By the numbers
34,685Acreage Under Vine (Acres)
14,037Acreage Under Vine (Hectares)
San Luis Obispo County, often referred to as SLO, pronounced “slow,” is on California’s central coast. Roughly midway between San Francisco and Los Angeles, it borders Monterey County on the north and Santa Barbara County to the south. It’s the sixteenth largest county in California at 5,309² km (3,299 square miles). That’s more than four times the size of Napa County.
Despite its size, San Luis Obispo County is not very populous. With just 282,000 people, it ranks 23rd in the state.
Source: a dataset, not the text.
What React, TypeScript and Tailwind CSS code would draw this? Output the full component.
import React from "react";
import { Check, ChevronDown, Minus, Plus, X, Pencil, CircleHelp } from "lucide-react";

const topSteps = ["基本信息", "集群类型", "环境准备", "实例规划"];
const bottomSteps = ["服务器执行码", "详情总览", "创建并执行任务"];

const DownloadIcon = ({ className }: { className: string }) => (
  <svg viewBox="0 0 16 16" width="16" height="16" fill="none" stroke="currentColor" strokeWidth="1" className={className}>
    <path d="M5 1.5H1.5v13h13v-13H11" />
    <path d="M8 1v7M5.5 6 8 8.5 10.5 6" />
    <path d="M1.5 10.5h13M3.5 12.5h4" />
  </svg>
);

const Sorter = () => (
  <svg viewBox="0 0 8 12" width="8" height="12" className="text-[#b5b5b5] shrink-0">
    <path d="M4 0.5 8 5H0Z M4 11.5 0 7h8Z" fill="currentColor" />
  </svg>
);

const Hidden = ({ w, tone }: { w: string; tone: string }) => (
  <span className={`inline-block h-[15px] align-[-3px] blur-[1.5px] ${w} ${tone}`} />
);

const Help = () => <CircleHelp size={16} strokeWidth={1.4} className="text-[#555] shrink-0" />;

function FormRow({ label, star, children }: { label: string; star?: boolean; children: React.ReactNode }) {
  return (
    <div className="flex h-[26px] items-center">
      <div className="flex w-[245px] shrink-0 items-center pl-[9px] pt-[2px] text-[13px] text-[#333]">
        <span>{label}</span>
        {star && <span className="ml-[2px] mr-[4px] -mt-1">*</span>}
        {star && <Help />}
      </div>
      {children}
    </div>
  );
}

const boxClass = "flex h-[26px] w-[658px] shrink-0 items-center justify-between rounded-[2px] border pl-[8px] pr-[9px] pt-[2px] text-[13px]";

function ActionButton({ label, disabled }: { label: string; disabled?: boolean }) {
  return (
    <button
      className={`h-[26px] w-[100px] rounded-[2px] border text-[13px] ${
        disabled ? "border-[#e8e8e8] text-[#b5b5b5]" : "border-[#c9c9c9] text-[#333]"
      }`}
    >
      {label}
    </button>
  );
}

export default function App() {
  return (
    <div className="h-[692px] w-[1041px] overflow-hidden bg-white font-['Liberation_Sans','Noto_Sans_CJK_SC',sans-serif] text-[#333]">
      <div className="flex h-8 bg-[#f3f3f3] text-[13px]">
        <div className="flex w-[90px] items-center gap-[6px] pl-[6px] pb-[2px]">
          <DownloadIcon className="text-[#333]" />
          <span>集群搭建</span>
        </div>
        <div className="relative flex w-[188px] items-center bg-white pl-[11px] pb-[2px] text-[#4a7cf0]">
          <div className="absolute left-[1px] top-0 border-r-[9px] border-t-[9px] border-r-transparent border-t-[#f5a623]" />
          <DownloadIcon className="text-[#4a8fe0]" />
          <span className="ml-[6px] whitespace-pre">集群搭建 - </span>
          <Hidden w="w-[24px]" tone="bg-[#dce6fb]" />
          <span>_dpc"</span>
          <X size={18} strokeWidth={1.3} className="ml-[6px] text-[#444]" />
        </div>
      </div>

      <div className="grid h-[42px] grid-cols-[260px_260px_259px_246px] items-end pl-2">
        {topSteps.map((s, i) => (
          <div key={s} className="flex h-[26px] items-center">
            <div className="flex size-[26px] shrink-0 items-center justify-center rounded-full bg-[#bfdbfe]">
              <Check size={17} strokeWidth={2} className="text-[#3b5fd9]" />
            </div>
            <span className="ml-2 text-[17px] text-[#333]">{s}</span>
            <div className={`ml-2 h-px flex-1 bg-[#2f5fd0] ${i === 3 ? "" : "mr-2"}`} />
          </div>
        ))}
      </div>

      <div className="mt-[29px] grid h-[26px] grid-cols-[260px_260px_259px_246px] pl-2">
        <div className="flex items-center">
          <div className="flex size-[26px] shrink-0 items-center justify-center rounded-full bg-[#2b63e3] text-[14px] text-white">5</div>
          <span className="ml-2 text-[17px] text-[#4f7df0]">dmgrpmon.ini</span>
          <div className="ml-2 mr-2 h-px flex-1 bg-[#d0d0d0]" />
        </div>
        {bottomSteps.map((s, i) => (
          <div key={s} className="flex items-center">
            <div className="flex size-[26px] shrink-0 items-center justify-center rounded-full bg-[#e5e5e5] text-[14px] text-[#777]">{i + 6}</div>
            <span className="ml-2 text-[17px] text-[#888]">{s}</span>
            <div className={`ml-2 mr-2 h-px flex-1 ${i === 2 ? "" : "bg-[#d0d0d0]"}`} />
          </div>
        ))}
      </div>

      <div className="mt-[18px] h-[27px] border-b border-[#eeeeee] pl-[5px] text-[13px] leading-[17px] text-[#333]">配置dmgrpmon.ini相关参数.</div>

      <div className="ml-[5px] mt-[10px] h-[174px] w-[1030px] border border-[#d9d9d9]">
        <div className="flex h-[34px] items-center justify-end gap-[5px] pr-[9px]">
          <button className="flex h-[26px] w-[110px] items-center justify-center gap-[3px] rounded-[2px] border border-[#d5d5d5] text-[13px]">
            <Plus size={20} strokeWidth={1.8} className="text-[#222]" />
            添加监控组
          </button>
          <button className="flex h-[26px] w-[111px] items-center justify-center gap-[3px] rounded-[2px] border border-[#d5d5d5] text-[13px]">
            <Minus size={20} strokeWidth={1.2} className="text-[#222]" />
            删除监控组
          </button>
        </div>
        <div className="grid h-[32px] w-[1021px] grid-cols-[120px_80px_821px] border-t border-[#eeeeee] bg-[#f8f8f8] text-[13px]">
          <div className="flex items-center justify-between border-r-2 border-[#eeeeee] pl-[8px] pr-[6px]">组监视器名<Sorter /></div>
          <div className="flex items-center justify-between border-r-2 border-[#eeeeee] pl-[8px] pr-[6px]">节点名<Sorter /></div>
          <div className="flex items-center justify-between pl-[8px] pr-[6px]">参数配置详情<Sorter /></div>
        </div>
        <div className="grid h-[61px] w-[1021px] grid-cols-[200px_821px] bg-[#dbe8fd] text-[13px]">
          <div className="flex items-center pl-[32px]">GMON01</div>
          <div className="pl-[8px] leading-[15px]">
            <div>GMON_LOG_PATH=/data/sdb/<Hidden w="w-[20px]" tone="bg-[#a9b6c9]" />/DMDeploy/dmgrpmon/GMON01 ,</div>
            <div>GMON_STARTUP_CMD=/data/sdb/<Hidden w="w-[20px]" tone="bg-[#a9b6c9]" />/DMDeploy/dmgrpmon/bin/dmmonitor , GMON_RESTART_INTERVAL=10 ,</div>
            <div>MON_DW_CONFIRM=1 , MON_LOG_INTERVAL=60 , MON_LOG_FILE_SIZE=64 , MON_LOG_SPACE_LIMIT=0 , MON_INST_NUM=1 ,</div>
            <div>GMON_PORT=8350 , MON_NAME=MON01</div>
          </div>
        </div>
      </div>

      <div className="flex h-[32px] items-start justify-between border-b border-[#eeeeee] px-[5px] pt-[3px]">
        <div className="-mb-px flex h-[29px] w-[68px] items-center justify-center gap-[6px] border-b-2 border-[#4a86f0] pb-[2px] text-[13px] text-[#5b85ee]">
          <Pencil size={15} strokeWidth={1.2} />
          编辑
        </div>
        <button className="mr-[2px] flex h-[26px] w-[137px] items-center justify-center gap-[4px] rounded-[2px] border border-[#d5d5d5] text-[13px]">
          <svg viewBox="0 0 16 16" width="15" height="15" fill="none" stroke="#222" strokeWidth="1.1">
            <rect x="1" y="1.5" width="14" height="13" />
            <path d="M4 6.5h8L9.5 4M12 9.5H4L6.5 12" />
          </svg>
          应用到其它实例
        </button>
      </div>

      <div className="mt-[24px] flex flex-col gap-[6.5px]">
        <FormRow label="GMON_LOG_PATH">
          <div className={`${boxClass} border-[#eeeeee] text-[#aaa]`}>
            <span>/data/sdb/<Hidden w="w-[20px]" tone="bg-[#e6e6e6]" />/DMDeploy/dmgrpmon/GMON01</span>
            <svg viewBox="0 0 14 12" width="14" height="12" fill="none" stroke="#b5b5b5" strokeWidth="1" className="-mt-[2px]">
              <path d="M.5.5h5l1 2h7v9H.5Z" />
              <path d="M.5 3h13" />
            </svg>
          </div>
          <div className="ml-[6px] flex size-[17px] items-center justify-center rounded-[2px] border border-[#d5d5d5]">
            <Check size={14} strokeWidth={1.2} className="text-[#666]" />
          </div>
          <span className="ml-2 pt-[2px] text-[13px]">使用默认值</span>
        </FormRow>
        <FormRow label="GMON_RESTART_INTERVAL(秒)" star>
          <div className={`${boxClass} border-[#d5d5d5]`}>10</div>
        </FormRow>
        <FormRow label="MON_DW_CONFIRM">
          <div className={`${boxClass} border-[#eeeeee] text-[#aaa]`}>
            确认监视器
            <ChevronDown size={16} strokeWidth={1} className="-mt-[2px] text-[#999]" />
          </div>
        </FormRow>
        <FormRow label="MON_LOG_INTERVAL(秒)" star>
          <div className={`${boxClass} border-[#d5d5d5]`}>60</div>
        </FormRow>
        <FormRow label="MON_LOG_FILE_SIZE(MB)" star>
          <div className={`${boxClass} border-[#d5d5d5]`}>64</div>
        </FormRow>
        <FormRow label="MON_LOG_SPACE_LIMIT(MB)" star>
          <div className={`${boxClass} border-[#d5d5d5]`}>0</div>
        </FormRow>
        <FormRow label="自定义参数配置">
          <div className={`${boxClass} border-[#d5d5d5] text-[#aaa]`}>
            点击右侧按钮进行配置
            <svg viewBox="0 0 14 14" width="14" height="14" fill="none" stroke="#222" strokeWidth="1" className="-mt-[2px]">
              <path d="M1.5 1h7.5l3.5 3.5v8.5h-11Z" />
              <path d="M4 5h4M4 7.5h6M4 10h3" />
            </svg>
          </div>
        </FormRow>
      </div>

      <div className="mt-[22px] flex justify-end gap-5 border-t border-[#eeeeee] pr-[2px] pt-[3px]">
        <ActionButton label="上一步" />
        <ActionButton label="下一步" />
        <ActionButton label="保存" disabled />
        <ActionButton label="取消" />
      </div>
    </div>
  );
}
Its largest towns are San Luis Obispo, Paso Robles, and Atascadero.
Agriculture is the third largest driver of San Luis Obispo County’s economy. Education is the biggest economic factor, led by the California Polytechnic State University (Cal Poly) in San Luis Obispo. Tourism comes in second.
Strawberries and wine grapes are the county’s two most important crops by far, accounting for 34% and 26% of total crop value respectively. Avocados and cattle are next, but neither represents more than 6% of total crop value.
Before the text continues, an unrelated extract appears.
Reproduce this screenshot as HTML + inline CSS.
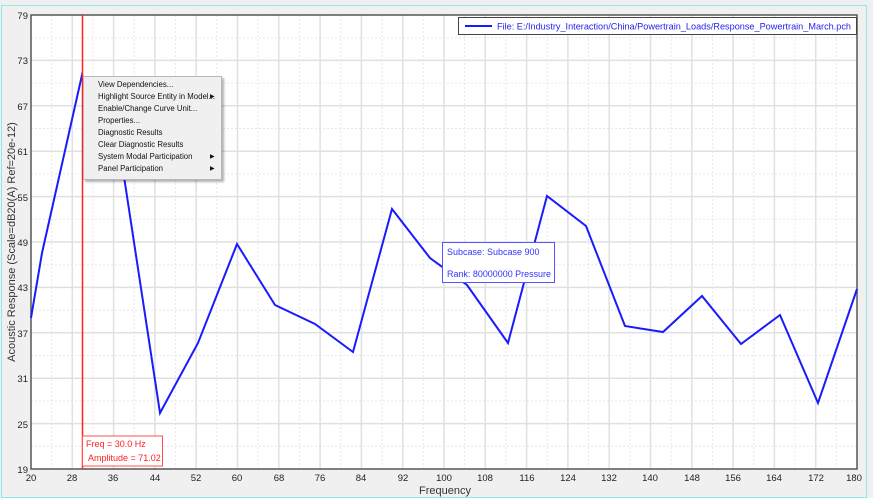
<!DOCTYPE html>
<html><head><style>
body{margin:0;width:873px;height:498px;background:#f0f0f0;overflow:hidden;font-family:"Liberation Sans",Arial,sans-serif;}
svg{position:absolute;left:0;top:0}
.menu{position:absolute;left:83px;top:76px;width:137px;height:102px;background:#f0f0f0;border:1px solid #b8b8b8;box-shadow:2px 2px 2px rgba(0,0,0,.3);font-size:7.8px;color:#111}
.menu div{position:absolute;left:14px;white-space:nowrap}
.menu span{position:absolute;left:126px;font-size:6px}
</style></head><body>
<svg width="873" height="498" viewBox="0 0 873 498">
<rect x="1.5" y="5.5" width="865" height="492" fill="#f0f0f0" stroke="#8ee8ee"/>
<rect x="31" y="15" width="826" height="454" fill="#fff"/>
<g stroke="#e8e8e8" stroke-dasharray="2,2" stroke-width="1">
<line x1="51.6" y1="15" x2="51.6" y2="469"/><line x1="92.9" y1="15" x2="92.9" y2="469"/><line x1="134.2" y1="15" x2="134.2" y2="469"/><line x1="175.5" y1="15" x2="175.5" y2="469"/><line x1="216.8" y1="15" x2="216.8" y2="469"/><line x1="258.1" y1="15" x2="258.1" y2="469"/><line x1="299.4" y1="15" x2="299.4" y2="469"/><line x1="340.7" y1="15" x2="340.7" y2="469"/><line x1="382" y1="15" x2="382" y2="469"/><line x1="423.3" y1="15" x2="423.3" y2="469"/><line x1="464.6" y1="15" x2="464.6" y2="469"/><line x1="505.9" y1="15" x2="505.9" y2="469"/><line x1="547.2" y1="15" x2="547.2" y2="469"/><line x1="588.5" y1="15" x2="588.5" y2="469"/><line x1="629.8" y1="15" x2="629.8" y2="469"/><line x1="671.1" y1="15" x2="671.1" y2="469"/><line x1="712.4" y1="15" x2="712.4" y2="469"/><line x1="753.7" y1="15" x2="753.7" y2="469"/><line x1="795" y1="15" x2="795" y2="469"/><line x1="836.3" y1="15" x2="836.3" y2="469"/>
<line x1="31" y1="37.7" x2="857" y2="37.7"/><line x1="31" y1="83.1" x2="857" y2="83.1"/><line x1="31" y1="128.5" x2="857" y2="128.5"/><line x1="31" y1="173.9" x2="857" y2="173.9"/><line x1="31" y1="219.3" x2="857" y2="219.3"/><line x1="31" y1="264.7" x2="857" y2="264.7"/><line x1="31" y1="310.1" x2="857" y2="310.1"/><line x1="31" y1="355.5" x2="857" y2="355.5"/><line x1="31" y1="400.9" x2="857" y2="400.9"/><line x1="31" y1="446.3" x2="857" y2="446.3"/>
</g>
<g stroke="#e0e0e0" stroke-width="1.5">
<line x1="72.3" y1="15" x2="72.3" y2="469"/><line x1="113.6" y1="15" x2="113.6" y2="469"/><line x1="154.9" y1="15" x2="154.9" y2="469"/><line x1="196.2" y1="15" x2="196.2" y2="469"/><line x1="237.5" y1="15" x2="237.5" y2="469"/><line x1="278.8" y1="15" x2="278.8" y2="469"/><line x1="320.1" y1="15" x2="320.1" y2="469"/><line x1="361.4" y1="15" x2="361.4" y2="469"/><line x1="402.7" y1="15" x2="402.7" y2="469"/><line x1="444" y1="15" x2="444" y2="469"/><line x1="485.3" y1="15" x2="485.3" y2="469"/><line x1="526.6" y1="15" x2="526.6" y2="469"/><line x1="567.9" y1="15" x2="567.9" y2="469"/><line x1="609.2" y1="15" x2="609.2" y2="469"/><line x1="650.5" y1="15" x2="650.5" y2="469"/><line x1="691.8" y1="15" x2="691.8" y2="469"/><line x1="733.1" y1="15" x2="733.1" y2="469"/><line x1="774.4" y1="15" x2="774.4" y2="469"/><line x1="815.7" y1="15" x2="815.7" y2="469"/>
<line x1="31" y1="60.4" x2="857" y2="60.4"/><line x1="31" y1="105.8" x2="857" y2="105.8"/><line x1="31" y1="151.2" x2="857" y2="151.2"/><line x1="31" y1="196.6" x2="857" y2="196.6"/><line x1="31" y1="242" x2="857" y2="242"/><line x1="31" y1="287.4" x2="857" y2="287.4"/><line x1="31" y1="332.8" x2="857" y2="332.8"/><line x1="31" y1="378.2" x2="857" y2="378.2"/><line x1="31" y1="423.6" x2="857" y2="423.6"/>
</g>
<rect x="31" y="15" width="826" height="454" fill="none" stroke="#555" stroke-width="1.5"/>
<polyline fill="none" stroke="#1a1aff" stroke-width="2" points="31,318 42,253 82,75 123,170 160,413 198,343 237,244 275,305 315,324 353,352 392,209 430,258 467,285 508,343 547,196 586,226 625,326 663,332 702,296 741,344 780,315 818,403 857,289"/>
<line x1="82.5" y1="15" x2="82.5" y2="469" stroke="#ff2020" stroke-width="1.5"/>
<rect x="82.5" y="436" width="80" height="30" fill="#fff" stroke="#ff5050"/>
<text x="86" y="447" font-size="9" fill="#ff2020">Freq = 30.0 Hz</text>
<text x="88" y="461" font-size="9" fill="#ff2020">Amplitude = 71.02</text>
<rect x="458.5" y="17.5" width="398" height="17" fill="#fff" stroke="#444"/>
<line x1="465" y1="26" x2="492" y2="26" stroke="#1a1aff" stroke-width="2"/>
<text x="497" y="29.5" font-size="9.5" fill="#2222ee" textLength="354" lengthAdjust="spacingAndGlyphs">File: E:/Industry_Interaction/China/Powertrain_Loads/Response_Powertrain_March.pch</text>
<rect x="442.5" y="242.5" width="112" height="40" fill="#fff" stroke="#5555ff"/>
<text x="447" y="255" font-size="9" fill="#3333ff">Subcase: Subcase 900</text>
<text x="447" y="277" font-size="9" fill="#3333ff" textLength="104" lengthAdjust="spacingAndGlyphs">Rank: 80000000  Pressure</text>
<g font-size="9.5" fill="#222" text-anchor="end">
<text x="28" y="19">79</text><text x="28" y="64">73</text><text x="28" y="110">67</text><text x="28" y="155">61</text><text x="28" y="201">55</text><text x="28" y="246">49</text><text x="28" y="291">43</text><text x="28" y="337">37</text><text x="28" y="382">31</text><text x="28" y="428">25</text><text x="28" y="473">19</text>
</g>
<g font-size="9.5" fill="#222" text-anchor="middle">
<text x="31" y="481">20</text><text x="72" y="481">28</text><text x="113" y="481">36</text><text x="155" y="481">44</text><text x="196" y="481">52</text><text x="237" y="481">60</text><text x="279" y="481">68</text><text x="320" y="481">76</text><text x="361" y="481">84</text><text x="403" y="481">92</text><text x="444" y="481">100</text><text x="485" y="481">108</text><text x="527" y="481">116</text><text x="568" y="481">124</text><text x="609" y="481">132</text><text x="650" y="481">140</text><text x="692" y="481">148</text><text x="733" y="481">156</text><text x="774" y="481">164</text><text x="816" y="481">172</text><text x="854" y="481">180</text>
</g>
<text x="445" y="494" font-size="11" fill="#333" text-anchor="middle">Frequency</text>
<text transform="translate(15,242) rotate(-90)" font-size="11" fill="#333" text-anchor="middle">Acoustic Response (Scale=dB20(A) Ref=20e-12)</text>
</svg>
<div class="menu">
<div style="top:3px">View Dependencies...</div>
<div style="top:15px">Highlight Source Entity in Model...</div><span style="top:16px">▶</span>
<div style="top:27px">Enable/Change Curve Unit...</div>
<div style="top:39px">Properties...</div>
<div style="top:51px">Diagnostic Results</div>
<div style="top:63px">Clear Diagnostic Results</div>
<div style="top:75px">System Modal Participation</div><span style="top:76px">▶</span>
<div style="top:87px">Panel Participation</div><span style="top:88px">▶</span>
</div>
</body></html>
San Luis Obispo County is one of California’s most important areas for wine grape production, ranking sixth statewide for productive vine acres, behind San Joaquin, Sonoma, Monterey, Napa, and Fresno Counties. Within the county, Paso Robles is the largest AVA in terms of physical size, grape and wine production, and wine value. Paso Robles accounts for 87% of the county’s wine industry output and economic impact.
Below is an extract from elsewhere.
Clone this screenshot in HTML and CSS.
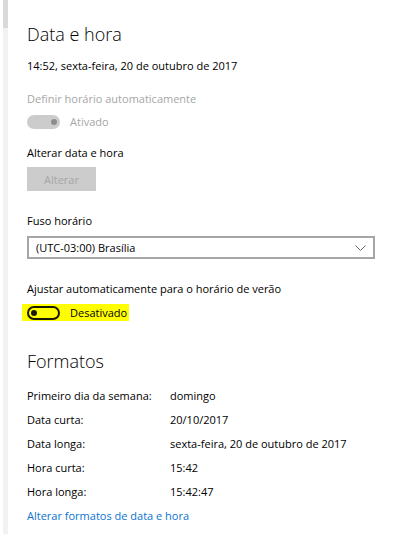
FILE: index.html
```html
<!DOCTYPE html>
<html lang="pt-BR">
<head>
    <meta charset="UTF-8">
    <meta name="viewport" content="width=device-width, initial-scale=1.0">
    <title>Data e hora</title>
    <link rel="stylesheet" href="styles.css">
</head>
<body>
    <div class="rail"><div class="thumb"></div></div>

    <main class="page">
        <h1>Data e hora</h1>
        <p class="now">14:52, sexta-feira, 20 de outubro de 2017</p>

        <p class="label muted">Definir horário automaticamente</p>
        <div class="switch-row">
            <span class="switch on disabled"><span class="knob"></span></span>
            <span class="muted">Ativado</span>
        </div>

        <p class="label label-gap">Alterar data e hora</p>
        <button class="btn" disabled>Alterar</button>

        <p class="label section-gap">Fuso horário</p>
        <div class="select">
            <span>(UTC-03:00) Brasília</span>
            <svg width="11" height="6" viewBox="0 0 11 6"><path d="M0.5 0.5 L5.5 5.5 L10.5 0.5" fill="none" stroke="#666" stroke-width="1"/></svg>
        </div>

        <p class="label section-gap">Ajustar automaticamente para o horário de verão</p>
        <div class="switch-row highlight">
            <span class="switch off"><span class="knob"></span></span>
            <span>Desativado</span>
        </div>

        <h2>Formatos</h2>
        <div class="formats">
            <div class="row"><span class="key">Primeiro dia da semana:</span><span>domingo</span></div>
            <div class="row"><span class="key">Data curta:</span><span>20/10/2017</span></div>
            <div class="row"><span class="key">Data longa:</span><span>sexta-feira, 20 de outubro de 2017</span></div>
            <div class="row"><span class="key">Hora curta:</span><span>15:42</span></div>
            <div class="row"><span class="key">Hora longa:</span><span>15:42:47</span></div>
            <div class="row"><a href="#" class="link">Alterar formatos de data e hora</a></div>
        </div>
    </main>
</body>
</html>
```

FILE: styles.css
```css
body {
    margin: 0;
    display: flex;
    min-height: 534px;
    background-color: #ffffff;
    color: #000000;
    font-family: "Open Sans", "Noto Sans", Arial, sans-serif;
    font-size: 11px;
    line-height: 16px;
}
.rail {
    width: 5px;
    margin-left: 3px;
    background-color: #f2f2f2;
}
.thumb {
    height: 28px;
    background-color: #d9d9d9;
}
.page {
    padding: 22px 0 0 19px;
    flex: 1;
}
h1, h2 {
    margin: 0;
    font-weight: 300;
    font-size: 18px;
    line-height: 24px;
}
h2 {
    margin-top: 28px;
}
p {
    margin: 0;
}
.now {
    margin-top: 12px;
}
.label {
    margin-top: 17px;
}
.label-gap {
    margin-top: 15px;
}
.section-gap {
    margin-top: 22px;
}
.muted {
    color: #a6a6a6;
}
.switch-row {
    display: flex;
    align-items: center;
    gap: 10px;
    margin-top: 7px;
    height: 16px;
}
.switch {
    box-sizing: border-box;
    width: 33px;
    height: 14px;
    border-radius: 7px;
    display: flex;
    align-items: center;
    padding: 0 3px;
}
.switch .knob {
    width: 6px;
    height: 6px;
    border-radius: 50%;
}
.switch.disabled {
    background-color: #cccccc;
    justify-content: flex-end;
}
.switch.disabled .knob {
    background-color: #8c8c8c;
}
.switch.off {
    border: 2px solid #1a1a00;
    padding: 0 2px;
}
.switch.off .knob {
    background-color: #1a1a00;
}
.highlight {
    align-self: flex-start;
    width: fit-content;
    margin-left: -5px;
    padding: 0 2px 0 5px;
    height: 17px;
    background-color: #ffff00;
}
.btn {
    display: block;
    margin-top: 6px;
    width: 69px;
    height: 24px;
    border: none;
    background-color: #cccccc;
    color: #a6a6a6;
    font-family: inherit;
    font-size: 11px;
    padding: 0;
}
.select {
    box-sizing: border-box;
    width: 348px;
    height: 23px;
    margin-top: 7px;
    border: 2px solid #a6a6a6;
    display: flex;
    align-items: center;
    justify-content: space-between;
    padding: 0 7px 0 7px;
}
.formats {
    margin-top: 11px;
}
.row {
    display: flex;
    line-height: 24px;
}
.key {
    width: 143px;
}
.link {
    color: #0a74d0;
    text-decoration: none;
}
```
There are currently 15 other AVAs in the county, eleven of which are nested within the Paso Robles AVA. Immediately west of the Paso Robles AVA is the York Mountain AVA, a small but historic region. To the south are Edna Valley and Arroyo Grande, both of which feature climates cooled by the Pacific Ocean. Still further south is the Santa Maria Valley AVA, most of which actually lies in Santa Barbara County. Another AVA, San Luis Obispo Coast, is pending and could be approved anytime now.
Due to its climate, San Luis Obispo County is a versatile winegrowing region. Proximity to the Pacific Ocean provides a Mediterranean climate, with long, sunny, rain-free growing seasons. Disease pressure is low. Vineyards closest to the ocean, or at altitude, are cool enough for excellent Chardonnay, Pinot Noir, and even crisp sparkling wines. Vineyards furthest from the ocean or thoroughly isolated by mountains are quite warm and easily ripen even the most robust red varieties.